I am grateful for our perfect imperfection.  I am not in the habit of repeating from previous posts.  Here is an excerpt from the novel I wrote, "The Thirteen Crucifixions."  It is essentially a candid dialogue between Sheila, a sixty-something woman who owns a diner and one of her regulars,  a young punk girl in her early twenties, Melissa:


 

            “The Steel Toe.  Have you heard of it?”

            “It’s down at the other end of Commercial?”

            “Near Hastings.  This is my second day.  I start at five.  I don’t even feel like working now.”

            “Well, you have had a terrible upset.”

            “How could he do such a thing?”

            “There could be any number of reasons.  Best let it be.”

            “It’s hard.”

            “I know.”  Sheila refilled Melissa’s cup.

            “Just half, please.  I’ll be flying out of here if I have any more.”

            “Did you get any rest”, Sheila said sitting down with her.

            “Some.  I mostly just lay there and stared.  “Oh Gawd—I don’t want to go into work today.”

            “Then maybe you’d like to go home.”

            “It’s only my second day.  I don’t think it would look very good.”

            “You sound like a very responsible person.”

            “Well, I am really.  Don’t let the green hair fool you.  I have done some pretty stupid things but I’ve also tried to own up to them.”

            “That’s what makes life interesting.”

            “Don’t I know it.”

            “How did you meet?”

            “Stefan?  On the street.  We kinda rescued each other.”

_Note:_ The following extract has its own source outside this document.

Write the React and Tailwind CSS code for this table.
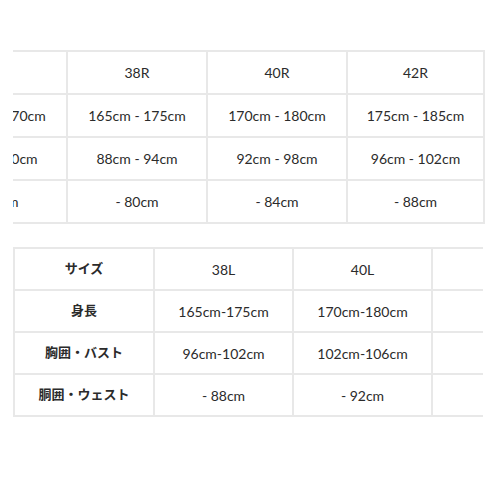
const topRows = [
  ["", "38R", "40R", "42R"],
  ["160cm - 170cm", "165cm - 175cm", "170cm - 180cm", "175cm - 185cm"],
  ["80cm - 90cm", "88cm - 94cm", "92cm - 98cm", "96cm - 102cm"],
  ["- 76cm", "- 80cm", "- 84cm", "- 88cm"],
];

const bottomRows = [
  ["サイズ", "38L", "40L", ""],
  ["身長", "165cm-175cm", "170cm-180cm", ""],
  ["胸囲・バスト", "96cm-102cm", "102cm-106cm", ""],
  ["胴囲・ウェスト", "- 88cm", "- 92cm", ""],
];

const font = {
  fontFamily: 'Lato, "Noto Sans CJK JP", sans-serif',
};

export default function App() {
  return (
    <div
      className="w-[498px] h-[498px] bg-white text-[14px] text-[#2b2b2b] pt-[50px]"
      style={font}
    >
      {/* table is scrolled sideways, first column partly hidden */}
      <div className="ml-[13px] w-[472px] overflow-hidden">
        <table className="-ml-[87px] border-collapse table-fixed">
          <tbody>
            {topRows.map((row, i) => (
              <tr key={i} className="h-[43px]">
                {row.map((cell, j) => (
                  <td
                    key={j}
                    className={
                      "border-2 border-[#e8e8e8] text-center whitespace-nowrap p-0 " +
                      (j === 3 ? "w-[137px] min-w-[137px]" : "w-[140px] min-w-[140px]")
                    }
                  >
                    {cell}
                  </td>
                ))}
              </tr>
            ))}
          </tbody>
        </table>
      </div>

      <div className="ml-[13px] mt-[23px] w-[470px] overflow-hidden">
        <table className="border-collapse table-fixed">
          <tbody>
            {bottomRows.map((row, i) => (
              <tr key={i} className="h-[42px]">
                {row.map((cell, j) => (
                  <td
                    key={j}
                    className={
                      "border-2 border-[#e8e8e8] text-center whitespace-nowrap p-0 " +
                      (j === 0
                        ? "w-[140px] min-w-[140px] font-bold text-[13px]"
                        : "w-[139px] min-w-[139px]")
                    }
                  >
                    {cell}
                  </td>
                ))}
              </tr>
            ))}
          </tbody>
        </table>
      </div>
    </div>
  );
}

            “Do you think he’ll come back?”

            “Probably.  He’s done this before.  Problem is he thinks he’s no good.  For anyone.  He really hates what he is?”

            “Then there isn’t much you can really do for him.”

            “No.  There’s not.  I try.  I try to assure him that he’s attractive, that he’s a good person.  That he’s worthwhile.  Only he just doesn’t seem to believe it.  And it’s not really my job anyway but I think it is because he’s been real good to me, and he’s just so pathetic and full of need—he needs a mom.  But I can’t be his mom.  I need mothering.”

            “We all do.  Even me.”

            “But you’re a mother yourself.”

            “Even mothers need mothering. And sometimes especially mothers.”

            “One day I want to have kids.  Not yet.  I’m nowhere near being ready yet.  I was  pregnant last winter.  I ended it.”

            “Stefan’s?”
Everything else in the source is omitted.